Die Liga setzt bewusst nicht auf ihre 48-Minuten-Spiele, sondern auf Social-Media-Sekundenschnipsel

Der Laden brummt, gerade international, was auch an 125 Nicht-US-Profis aus 43 Ländern liegt – beides ist Rekord. „75 Prozent unserer TV-Zuschauer sind außerhalb der USA“, sagte der stellvertretende Ligachef Mark Tatum im Sommer: „Wir kratzen da erst an der Oberfläche.“ Die Teiche, in denen die NBA fischt, sind viele und groß. Es ist ein bisschen wie beim Tennisboom der Achtziger in Deutschland, der in Wahrheit eher ein Boris-und-Steffi-Boom war. Serben gucken Nikola Jokic, Griechen Giannis Antetokounmpo; die Deutschen die derzeit verletzten Wagner-Brüder Moritz und Franz bei Orlando Magic oder Dennis Schröder, der gerade zu Steph Curry und dessen Golden State Warriors gewechselt ist.

Ligachef Adam Silver konterte kurz vor Weihnachten den Vorwurf, dass die Three-Point-Revolution mittlerweile eine Dreier-Ödnis sei: „Wir haben mehr Social-Media-Nutzer als jede andere Liga – und wachsen in diesem Bereich exponentiell.“ Der Fall der TV-Quoten habe seiner Meinung nach „nichts mit fehlendem Interesse am Spiel zu tun“. Heißt: Was jucken Live-TV-Quoten in den USA? Läuft doch sonst überall! In der Ära geringer Aufmerksamkeitsspanne setzt die NBA ganz bewusst nicht auf 48-Minuten-Spiele, sondern auf Social-Media-Sekundenschnipsel: Highlights, Ergebnis, Statistiken (und vielleicht Rekorde, schadet ja nicht), dazu Popkultur wie Klamotten der Stars auf dem Weg zur Umkleide und Zusammenarbeit mit den Wettanbietern – wer auf Spiele setzt, will wissen, wie sie ausgehen.

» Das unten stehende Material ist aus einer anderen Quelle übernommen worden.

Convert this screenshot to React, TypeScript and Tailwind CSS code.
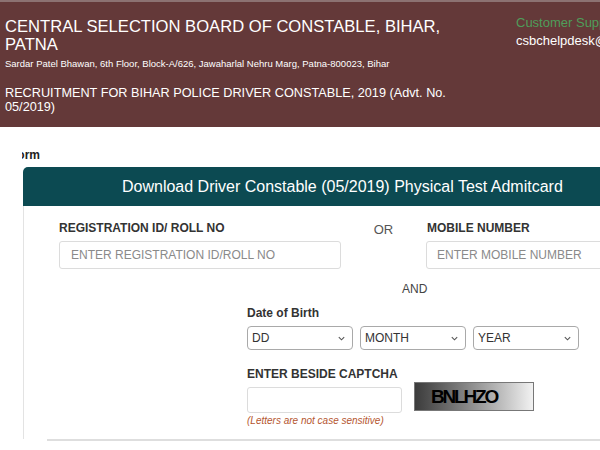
import React from 'react';

const ChevronDown = () => (
  <svg width="9" height="9" viewBox="0 0 10 10" fill="none" stroke="#555" strokeWidth="1.2">
    <path d="M2 3.5 L5 6.5 L8 3.5" />
  </svg>
);

const FakeSelect: React.FC<{ label: string }> = ({ label }) => (
  <div className="w-[106px] h-[24px] border border-[#a9a9a9] rounded-[4px] bg-white flex items-center justify-between pl-[4px] pr-[6px] text-[12px] text-[#333]">
    <span>{label}</span>
    <ChevronDown />
  </div>
);

const App: React.FC = () => {
  return (
    <div className="w-[600px] h-[450px] overflow-hidden bg-white font-['Liberation_Sans',Arial,sans-serif]">
      {/* Header */}
      <div className="h-[127px] bg-[#643939] border-t-[2px] border-[#8c7272] flex">
        <div className="w-[500px] shrink-0 pl-[5px] pt-[16px] text-white">
          <h1 className="w-[460px] text-[16.6px] leading-[18px]">CENTRAL SELECTION BOARD OF CONSTABLE, BIHAR, PATNA</h1>
          <p className="text-[9.5px] leading-[12px] mt-[4px]">
            Sardar Patel Bhawan, 6th Floor, Block-A/626, Jawaharlal Nehru Marg, Patna-800023, Bihar
          </p>
          <p className="w-[470px] text-[12.7px] leading-[14px] mt-[16px]">
            RECRUITMENT FOR BIHAR POLICE DRIVER CONSTABLE, 2019 (Advt. No. 05/2019)
          </p>
        </div>
        <div className="pl-[16px] pt-[12px] text-[13px] leading-[18px] whitespace-nowrap">
          <div className="text-[#4f9d5a]">Customer Support</div>
          <div className="text-white">csbchelpdesk@gmail.com</div>
        </div>
      </div>

      {/* Form title strip */}
      <div className="ml-[22px] mt-[21px] w-[40px] overflow-hidden">
        <span className="block -ml-[12px] text-[12px] leading-[14px] font-bold text-[#222]">Form</span>
      </div>

      {/* Card */}
      <div className="ml-[23px] mt-[5px] w-[700px]">
        <div className="h-[39px] bg-[#0c4a52] rounded-tl-[5px] flex items-center pl-[99px] text-white text-[16px]">
          Download Driver Constable (05/2019) Physical Test Admitcard
        </div>
        <div className="border-l border-[#e3e3e3] pb-[12px]">
          {/* Row 1 */}
          <div className="flex pl-[35px] pt-[15px]">
            <div className="w-[282px]">
              <div className="text-[12px] font-bold text-[#333] leading-[14px]">REGISTRATION ID/ ROLL NO</div>
              <div className="mt-[6px] h-[28px] border border-[#dcdcdc] rounded-[3px] flex items-center pl-[11px] text-[12px] text-[#8a8a8a]">
                ENTER REGISTRATION ID/ROLL NO
              </div>
            </div>
            <div className="w-[85px] text-center text-[13px] text-[#555] leading-[14px] pt-[2px]">OR</div>
            <div className="w-[282px]">
              <div className="text-[12px] font-bold text-[#333] leading-[14px] pl-[1px]">MOBILE NUMBER</div>
              <div className="mt-[6px] h-[28px] border border-[#dcdcdc] rounded-[3px] flex items-center pl-[10px] text-[12px] text-[#8a8a8a]">
                ENTER MOBILE NUMBER
              </div>
            </div>
          </div>

          {/* AND */}
          <div className="pl-[378px] mt-[13px] text-[12px] text-[#444] leading-[14px]">AND</div>

          {/* DOB */}
          <div className="pl-[223px] mt-[10px]">
            <div className="text-[12px] font-bold text-[#333] leading-[14px]">Date of Birth</div>
            <div className="mt-[6px] flex gap-[7px]">
              <FakeSelect label="DD" />
              <FakeSelect label="MONTH" />
              <FakeSelect label="YEAR" />
            </div>

            {/* Captcha */}
            <div className="mt-[17px] text-[12px] font-bold text-[#333] leading-[14px]">ENTER BESIDE CAPTCHA</div>
            <div className="flex items-start gap-[12px]">
              <div>
                <div className="mt-[6px] w-[155px] h-[26px] border border-[#dcdcdc] rounded-[3px]" />
                <div className="mt-[2px] text-[10px] italic text-[#b5562f] leading-[12px]">(Letters are not case sensitive)</div>
              </div>
              <div className="mt-[1px] w-[120px] h-[29px] border border-[#777] bg-gradient-to-r from-[#3c3c3c] to-[#f2f2f2] flex items-center pl-[16px]">
                <span className="text-[19px] leading-[20px] font-bold text-black tracking-[-2.2px]">BNLHZO</span>
              </div>
            </div>
          </div>
        </div>
        <div className="ml-[24px] h-[2px] bg-[#dedede]" />
      </div>
    </div>
  );
};

export default App;
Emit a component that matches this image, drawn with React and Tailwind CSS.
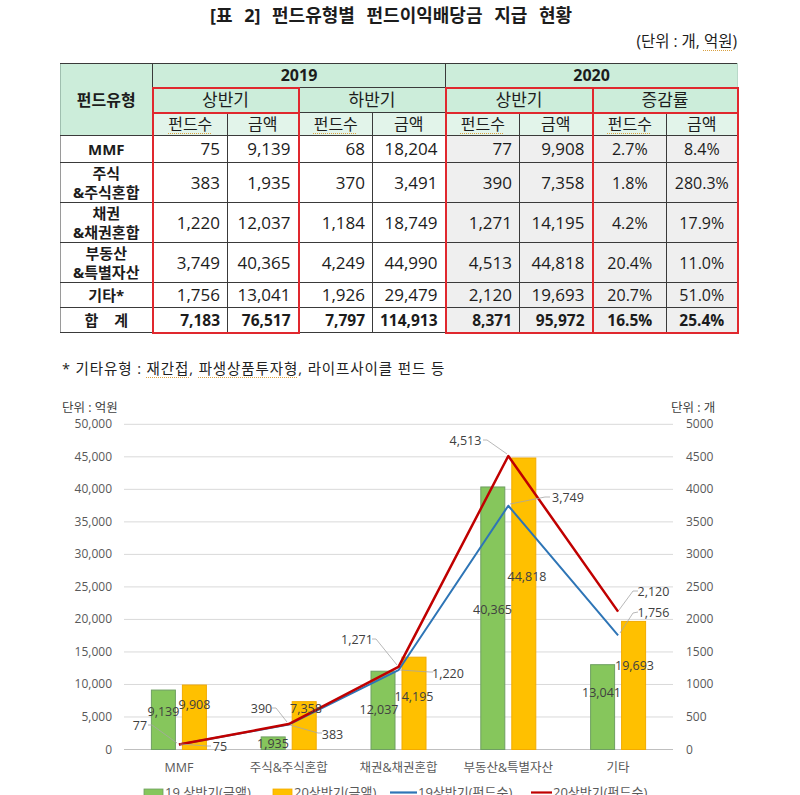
import React from "react";

const RED = "border-[#e0282e]";

const rows = [
  { label: ["MMF"], h: "h-[27px]", v: ["75", "9,139", "68", "18,204", "77", "9,908", "2.7%", "8.4%"] },
  { label: ["주식", "&주식혼합"], h: "h-[40px]", v: ["383", "1,935", "370", "3,491", "390", "7,358", "1.8%", "280.3%"] },
  { label: ["채권", "&채권혼합"], h: "h-[40px]", v: ["1,220", "12,037", "1,184", "18,749", "1,271", "14,195", "4.2%", "17.9%"] },
  { label: ["부동산", "&특별자산"], h: "h-[40px]", v: ["3,749", "40,365", "4,249", "44,990", "4,513", "44,818", "20.4%", "11.0%"] },
  { label: ["기타*"], h: "h-[25px]", v: ["1,756", "13,041", "1,926", "29,479", "2,120", "19,693", "20.7%", "51.0%"] },
  { label: ["합 계"], h: "h-[25px]", bold: true, v: ["7,183", "76,517", "7,797", "114,913", "8,371", "95,972", "16.5%", "25.4%"] },
];

function cellClass(c, last, bold) {
  const parts = ["border border-[#3a3a3a] p-0"];
  parts.push(c >= 4 ? "bg-[#efefef]" : "bg-white");
  parts.push(c >= 6 ? "text-center" : "text-right pr-[7px]");
  if (bold) parts.push("font-bold text-[15.5px]");
  else parts.push(c >= 6 ? "text-[16px]" : "text-[17px]");
  if (c === 0 || c === 4 || c === 6) parts.push("border-l-2 border-l-[#e0282e]");
  if (c === 1 || c === 5 || c === 7) parts.push("border-r-2 border-r-[#e0282e]");
  if (last && c !== 2 && c !== 3) parts.push("border-b-2 border-b-[#e0282e]");
  return parts.join(" ");
}

const Spell = ({ children }) => (
  <span className="underline decoration-dotted decoration-[#d9a040] decoration-1 underline-offset-[3px]">{children}</span>
);

const FONT = "Open Sans, Noto Sans CJK KR, sans-serif";
const cx = (i) => 124 + 109.8 * (i + 0.5);
const yL = (v) => 747.5 - v * 0.006504;
const yR = (v) => 747.5 - v * 0.06504;

const cats = ["MMF", "주식&주식혼합", "채권&채권혼합", "부동산&특별자산", "기타"];
const g19 = [9139, 1935, 12037, 40365, 13041];
const o20 = [9908, 7358, 14195, 44818, 19693];
const b19 = [75, 383, 1220, 3749, 1756];
const r20 = [77, 390, 1271, 4513, 2120];

const labels = [
  ["9,139", 163.5, 709],
  ["9,908", 194.5, 702],
  ["77", 140, 723],
  ["75", 220, 744],
  ["390", 261.5, 706],
  ["7,358", 306, 706],
  ["383", 332.5, 732],
  ["1,935", 273, 741],
  ["1,271", 357, 637],
  ["12,037", 379, 707],
  ["14,195", 414, 694],
  ["1,220", 448, 671],
  ["4,513", 465.5, 438],
  ["3,749", 568, 495],
  ["44,818", 527, 574],
  ["40,365", 492.5, 607],
  ["2,120", 653.5, 589],
  ["1,756", 653.5, 610],
  ["13,041", 601.5, 690],
  ["19,693", 634.5, 663],
];

const leaders = [
  "148,723 152,723 177,741",
  "180,742 207,744 211,744",
  "272,706 276,706 287,720",
  "290,723 318,731 322,731",
  "372,637 376,637 397,663",
  "400,668 430,670 433,670",
  "483,438 487,438 507,452",
  "510,502 545,495 550,495",
  "638,589 633,589 619,608",
  "638,610 633,611 620,631",
];

function Chart() {
  const grid = Array.from({ length: 11 }, (_, k) => k);
  const pts = (arr) => arr.map((v, i) => `${cx(i).toFixed(1)},${yR(v).toFixed(1)}`).join(" ");
  return (
    <svg width="800" height="415" viewBox="0 380 800 415" className="block" fontFamily={FONT}>
      <text x="62" y="409.5" fontSize="12.5" fill="#404040">단위 : 억원</text>
      <text x="671" y="409.5" fontSize="12.5" fill="#404040">단위 : 개</text>
      {grid.map((k) => {
        const y = 747.5 - k * 32.52;
        return (
          <g key={k}>
            <line x1="124" x2="673" y1={y} y2={y} stroke={k === 0 ? "#bfbfbf" : "#d9d9d9"} strokeWidth="1" />
            <text x="112" y={y + 4} fontSize="12" fill="#595959" textAnchor="end">
              {(k * 5000).toLocaleString("en-US")}
            </text>
            <text x="686" y={y + 4} fontSize="12" fill="#595959">
              {k * 500}
            </text>
          </g>
        );
      })}
      {cats.map((c, i) => (
        <g key={c}>
          <rect x={cx(i) - 27.5} y={yL(g19[i])} width="24" height={747.5 - yL(g19[i])} fill="#86c65c" stroke="#6f9f62" strokeWidth="1" />
          <rect x={cx(i) + 3.5} y={yL(o20[i])} width="24" height={747.5 - yL(o20[i])} fill="#ffc000" stroke="#f2aa00" strokeWidth="1" />
          <text x={cx(i)} y="769.5" fontSize="12.5" fill="#595959" textAnchor="middle">{c}</text>
        </g>
      ))}
      <polyline points={pts(b19)} fill="none" stroke="#2e75b6" strokeWidth="2" strokeLinejoin="round" />
      <polyline points={pts(r20)} fill="none" stroke="#c00000" strokeWidth="2.5" strokeLinejoin="round" />
      {leaders.map((p, i) => (
        <polyline key={i} points={p} fill="none" stroke="#a6a6a6" strokeWidth="0.8" />
      ))}
      {labels.map(([t, x, y]) => (
        <text key={t} x={x} y={y + 4.5} fontSize="12.5" fill="#404040" textAnchor="middle">{t}</text>
      ))}
      <rect x="144" y="787" width="19" height="7" fill="#86c65c" stroke="#6f9f62" strokeWidth="0.8" />
      <text x="165" y="795" fontSize="13" fill="#595959">19 상반기(금액)</text>
      <rect x="273" y="787" width="19" height="7" fill="#ffc000" stroke="#f2aa00" strokeWidth="0.8" />
      <text x="294" y="795" fontSize="13" fill="#595959">20상반기(금액)</text>
      <line x1="390" x2="417" y1="790.5" y2="790.5" stroke="#2e75b6" strokeWidth="2.2" />
      <text x="418" y="795" fontSize="13" fill="#595959">19상반기(펀드수)</text>
      <line x1="531" x2="552" y1="790.5" y2="790.5" stroke="#c00000" strokeWidth="2.2" />
      <text x="553" y="795" fontSize="13" fill="#595959">20상반기(펀드수)</text>
    </svg>
  );
}

export default function App() {
  const hdr = "border border-[#3a3a3a] p-0 text-center";
  const mint = "bg-[#ccedda]";
  const mint2 = "bg-[#e2f4ea]";
  return (
    <div className="w-[800px] h-[795px] overflow-hidden bg-white font-['Open_Sans','Noto_Sans_CJK_KR',sans-serif] text-[#1c1c1c]">
      <div className="h-[30px] flex items-center justify-center pr-[18px] text-[18px] font-bold leading-none">
        <span className="[word-spacing:7px]">[표 2] 펀드유형별 펀드이익배당금 지급 현황</span>
      </div>
      <div className="h-[24px] flex items-center justify-end pr-[63px] text-[15.5px] leading-none">
        <span>
          (단위 : 개, <Spell>억원</Spell>)
        </span>
      </div>
      <div className="pl-[60px] mt-[9px]">
        <table className="table-fixed border-collapse w-[677px] text-[16px] leading-[18px]">
          <colgroup>
            <col className="w-[92px]" />
            <col className="w-[75px]" />
            <col className="w-[71px]" />
            <col className="w-[74px]" />
            <col className="w-[73px]" />
            <col className="w-[74px]" />
            <col className="w-[73px]" />
            <col className="w-[74px]" />
            <col className="w-[71px]" />
          </colgroup>
          <thead>
            <tr className="h-[24px]">
              <th rowSpan={3} className={`${hdr} ${mint} border-l-[#9fbfaf] text-[16px] font-bold`}>펀드유형</th>
              <th colSpan={4} className={`${hdr} ${mint} text-[16px] font-bold`}>2019</th>
              <th colSpan={4} className={`${hdr} ${mint} border-r-[#b8d8c8] text-[16px] font-bold`}>2020</th>
            </tr>
            <tr className="h-[25px]">
              <th colSpan={2} className={`${hdr} ${mint} font-normal text-[17px] border-2 ${RED}`}>상반기</th>
              <th colSpan={2} className={`${hdr} ${mint} font-normal text-[17px]`}>하반기</th>
              <th colSpan={2} className={`${hdr} ${mint} font-normal text-[17px] border-2 ${RED}`}>상반기</th>
              <th colSpan={2} className={`${hdr} ${mint} font-normal text-[17px] border-2 ${RED}`}>증감률</th>
            </tr>
            <tr className="h-[23px]">
              {[0, 1, 2, 3, 4, 5, 6, 7].map((c) => (
                <th
                  key={c}
                  className={`${hdr} ${mint2} font-normal text-[16px] ${c === 0 || c === 4 || c === 6 ? "border-l-2 border-l-[#e0282e]" : ""} ${c === 1 || c === 5 || c === 7 ? "border-r-2 border-r-[#e0282e]" : ""}`}
                >
                  {c % 2 === 0 ? <Spell>펀드수</Spell> : "금액"}
                </th>
              ))}
            </tr>
          </thead>
          <tbody>
            {rows.map((r, ri) => {
              const last = ri === rows.length - 1;
              return (
                <tr key={ri} className={r.h}>
                  <td className={`border border-[#3a3a3a] border-l-[#9a9a9a] p-0 text-center font-bold text-[15px] leading-[19px] bg-white ${last ? "tracking-[6px] pl-[6px]" : ""}`}>
                    {r.label.map((l) => (
                      <div key={l}>{l}</div>
                    ))}
                  </td>
                  {r.v.map((v, c) => (
                    <td key={c} className={cellClass(c, last, r.bold)}>
                      {v}
                    </td>
                  ))}
                </tr>
              );
            })}
          </tbody>
        </table>
      </div>
      <div className="h-[24px] mt-[24px] pl-[62px] flex items-center text-[14.5px] leading-none text-[#222]">
        <span className="tracking-[0.9px]">
          * 기타유형 : <Spell>재간접</Spell>, <Spell>파생상품투자형</Spell>, 라이프사이클 펀드 등
        </span>
      </div>
      <Chart />
    </div>
  );
}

Die Botschaft dahinter ist eindeutig, und sie tun wenigstens in der NBA nicht so, als ob es anders wäre: Die Entwicklung des Produkts ist wichtiger als die Evolution des Spiels. Das muss sich offenbar selbst reinigen, und das darf durchaus als Aufruf an Taktiktüftler verstanden werden, endlich den Gegentrend zur Dreier-Ödnis zu erfinden.